İsrail'in Ğacr sınırında kurulan çadırlar nedeniyle orayı ilhak etmesi konusunda söylenenlerin doğru olmadığını belirten Seyyid Nasrallah, işgalci İsrail’in, direnişçiler sınırda çadır kurmadan önce Lübnan'ın Ğacr köyünün çevresine dikenli tel ördüğünü dile getirdi.
Ayrıca İsrail’in sınırda kurulan çadıra herhangi bir müdahaleye cesaret edemediğini ve meseleyi çözmek için arabulucu soktuğunu da sözlerine ekledi.
Seyyid Nasrallah, sınırlarda kurulan çadırların değerinin, güneydeki tüm durumu bir kez daha aydınlatması olduğunu takdir etti.
Seyyid Nasrallah, İsrail'in tüm sınır saldırılarına sessiz kalan, ancak direnişin sınırda bir çadır kurmasının ardından hızla hareket eden uluslararası toplumun çifte standartlarına da dikkat çekti.
İsrail'in kara, deniz ve hava ihlallerini ve düşmanın Lübnan’ın gerçekleştirdiğini iddia ettiği ihlalleri sayma çağrısında bulunan Hizbullah Genel Sekreteri: “İsrail'in caydırıcılığı yok oluyor; ancak küstah!
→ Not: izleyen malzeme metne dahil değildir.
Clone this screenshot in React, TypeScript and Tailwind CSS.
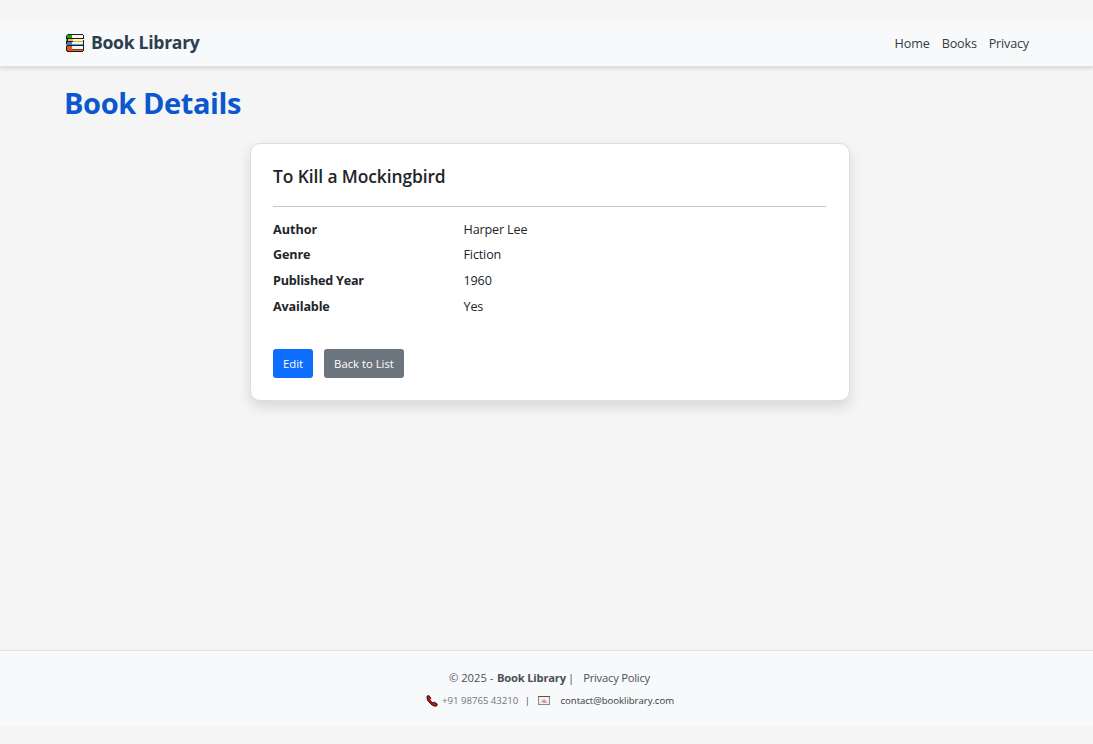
import React from "react";

function BooksIcon() {
  return (
    <svg className="h-[20px] w-[20px] shrink-0" viewBox="0 0 20 20">
      <path d="M4 1H18V2H19V6H18V7H19V18H18V19H2V18H1V13L2 12L1 11V8L2 7L1 6V3L3 1Z" fill="#1b1b1b" />
      <path d="M3 2H7V5H2V3Z" fill="#16a51b" />
      <path d="M7 2H18V5H7Z" fill="#f4f4f4" />
      <path d="M3 6H8V8H3Z" fill="#f2c230" />
      <path d="M8 6H18V8H8Z" fill="#fff3c0" />
      <path d="M8 8H18V9H8Z" fill="#e3b62c" />
      <path d="M2 9H7V12H2Z" fill="#2d84d8" />
      <path d="M7 9H18V11H7Z" fill="#eaf3fb" />
      <path d="M7 11H18V12H7Z" fill="#5ba5e5" />
      <path d="M2 13H7V18H3L2 17Z" fill="#f0500f" />
      <path d="M7 13H18V16H7Z" fill="#f7f7f7" />
      <path d="M7 16.5H18V18H7Z" fill="#f0601f" />
    </svg>
  );
}

function PhoneIcon() {
  return (
    <svg className="h-[12px] w-[12px] shrink-0" viewBox="0 0 12 12">
      <path
        d="M1 1.2L3 .6L4.8 3.4L3.8 4.6Q4.8 6.8 7 8L8.4 7.2L11.2 9L10.6 11Q8.4 12 5 9.2Q0 5 1 1.2Z"
        fill="#d81414"
        stroke="#2a0b0b"
        strokeWidth="1"
      />
    </svg>
  );
}

function MailIcon() {
  return (
    <svg className="block h-[9px] w-[12px] shrink-0" viewBox="0 0 12 9">
      <rect x=".5" y=".5" width="11" height="8" fill="#f2f2f2" stroke="#8a8a8a" />
      <path d="M0 .5H12" stroke="#555" />
      <path d="M2 7.5L5 3.5H7L10 7.5" fill="none" stroke="#cfcfcf" />
      <path d="M5 4H7V5H8V7H5V6H4V5H5Z" fill="#f0907f" />
    </svg>
  );
}

const details = [
  { label: "Author", value: "Harper Lee", height: "h-[25px]", spacing: "" },
  { label: "Genre", value: "Fiction", height: "h-[26px]", spacing: "tracking-[-0.15px]" },
  { label: "Published Year", value: "1960", height: "h-[26px]", spacing: "tracking-[-0.2px]" },
  { label: "Available", value: "Yes", height: "h-[26px]", spacing: "tracking-[-0.15px]" },
];

export default function App() {
  return (
    <div className="flex h-[744px] w-full flex-col bg-[#f5f5f5] pt-[20px] font-['Open_Sans','Noto_Sans',sans-serif] text-[12.6px] text-[#212529]">
      <header className="flex h-[47px] shrink-0 items-center justify-between border-b border-[#dee2e6] bg-[#f8f9fb] pr-[64px] pl-[65px] shadow-[0_2px_3px_rgba(0,0,0,0.1)]">
        <a className="flex items-center gap-[6px] text-[17.6px] leading-6 font-bold tracking-[-0.3px] text-[#2c3e50]">
          <BooksIcon />
          <span className="mb-[2px]">Book Library</span>
        </a>
        <nav className="mt-[2px] flex gap-[12px] leading-5 tracking-[-0.1px] text-[#343a40]">
          <a>Home</a>
          <a className="tracking-[-0.18px]">Books</a>
          <a className="tracking-[-0.18px]">Privacy</a>
        </nav>
      </header>

      <main className="flex-1 px-[64px] pt-[16px]">
        <h1 className="text-[29px] leading-[40px] font-bold tracking-[-0.4px] text-[#0b57d0]">
          Book Details
        </h1>
        <section className="mt-[20px] ml-[186px] h-[258px] w-[600px] rounded-[10px] border border-[#dddedf] bg-white px-[22px] pt-[20px] shadow-[0_6px_13px_rgba(0,0,0,0.12)]">
          <h2 className="text-[17.4px] leading-6 font-semibold tracking-[-0.09px]">
            To Kill a Mockingbird
          </h2>
          <hr className="mt-[18px] mr-[1px] border-[#c7c8c9]" />
          <dl className="mt-[13px]">
            {details.map((item) => (
              <div key={item.label} className={`flex leading-5 ${item.height}`}>
                <dt className={`w-[190px] font-bold ${item.spacing}`}>{item.label}</dt>
                <dd className="pl-[0.5px] tracking-[-0.15px]">{item.value}</dd>
              </div>
            ))}
          </dl>
          <div className="mt-[26px] flex gap-[11px] text-[11.3px] text-white">
            <button className="h-[29px] w-[40px] rounded-[3px] bg-[#0d6efd] pt-px">Edit</button>
            <button className="h-[29px] w-[80px] rounded-[3px] bg-[#6c757d] pt-px">
              Back to List
            </button>
          </div>
        </section>
      </main>

      <footer className="mb-[18px] flex h-[76px] shrink-0 flex-col border-t border-[#dee2e6] bg-[#f8f9fb] pt-[17px] text-[#495057]">
        <div className="flex h-[20px] items-center pl-[449px] text-[11.2px] whitespace-pre">
          <span className="w-[48px]">© 2025 - </span>
          <strong className="w-[71px] font-bold tracking-[-0.2px]">Book Library</strong>
          <span>|</span>
          <a className="ml-[9px] tracking-[-0.22px]">Privacy Policy</a>
        </div>
        <div className="mt-[4px] flex h-[18px] items-center pl-[426px] text-[9.6px]">
          <PhoneIcon />
          <span className="ml-[4px] text-[#6c757d]">+91 98765 43210</span>
          <span className="ml-[6.5px]">|</span>
          <span className="ml-[7.5px] mb-px">
            <MailIcon />
          </span>
          <a className="ml-[11px] tracking-[-0.05px] text-[#343a40]">contact@booklibrary.com</a>
        </div>
      </footer>
    </div>
  );
}
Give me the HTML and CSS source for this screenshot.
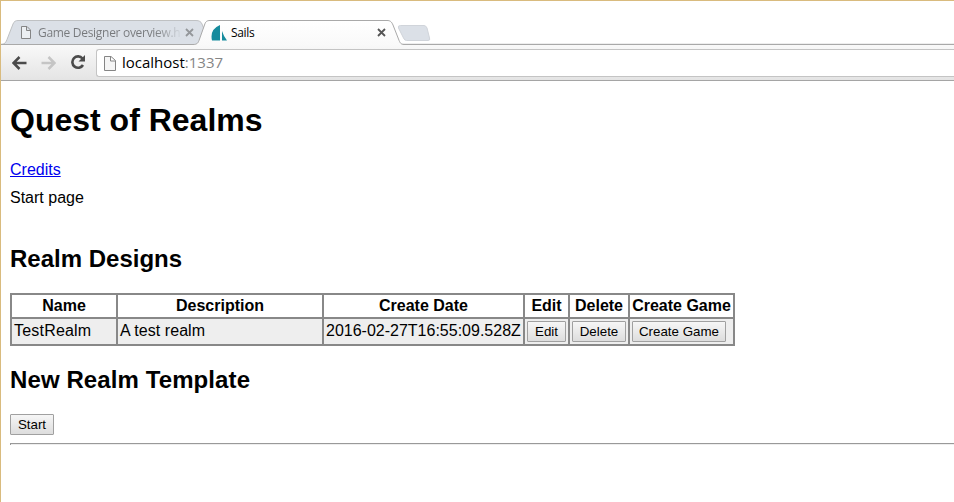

Binlerce ihlal yaparken Lübnan'ın ihlallerinden bahsettiği temaslar kuruyor.” dedi.
Seyyid Nasrallah, Ğacr köyünün işgaline sessiz kalınamayacağını ve Lübnan'ın tutumunun net olması gerektiğini, bunun devletin sorumluluğu olduğunu ve konuyla ilgi gösterilecek tüm çabanın devlet ile direniş arasında tamamlayıcı nitelikte olacağını belirtti.
Öte yandan Hizbullah Genel Sekreteri, İsrail’in Lübnan hava sahasında kısıtlandığını kabul ettiğine dikkat çekerek: "Sınırda bugün yaşanan olayla ilgili soruşturma devam ediyor ve ondan sonra gerekli işlem yapılacak." dedi.
Seyyid Nasrallah, konuşmasında İsrail'in Cenin şehri ve kampına yönelik son saldırısı hakkında konuştu ve İsraillilerin amacının kaybettikleri caydırıcılığı geri kazanmak olduğunu, ancak tamamen zıt bir tabloya sahip olduklarını vurguladı.
Cenin saldırısındaki başarısızlığının delilinin, Batı Şeria'daki Filistin direniş operasyonlarının devam etmesi olduğuna inandığını söyleyen Hizbullah Genel Sekreteri: “Batı Şeria'daki Filistinliler, İsrail varlığının ortadan kalkacağına inanıyor ve bu, direnişin devam etmesi için büyük umutlar veriyor." dedi.
Seyyid Nasrallah, İsveç'te gerçekleşen Kur'an-ı Kerim yakma olayıyla ilgili olarak, Rusya'nın Kur'an-ı Kerim yakılması konusundaki dikkat çekici tutumu Batılı ülkeleri zor durumda bıraktı değerlendirmesinde bulundu.
İsveç'te Kur'an-ı Kerim'i yakan kişinin Mossad ile bağlantılı olduğunu ve amacının Müslümanlarla Hıristiyanlar arasına nifak sokmak olduğunu vurguladı.
Seyyid Nasrallah, bölge halklarını, hükümetlerinden Kur'an-ı Kerim'in yakılması konusunda daha sert bir tavır almalarını istemeye çağırarak, Hıristiyan din adamlarının Kur’an yakma olayını kınamasının fitneyi önlemede büyük katkısı olduğunu belirtti.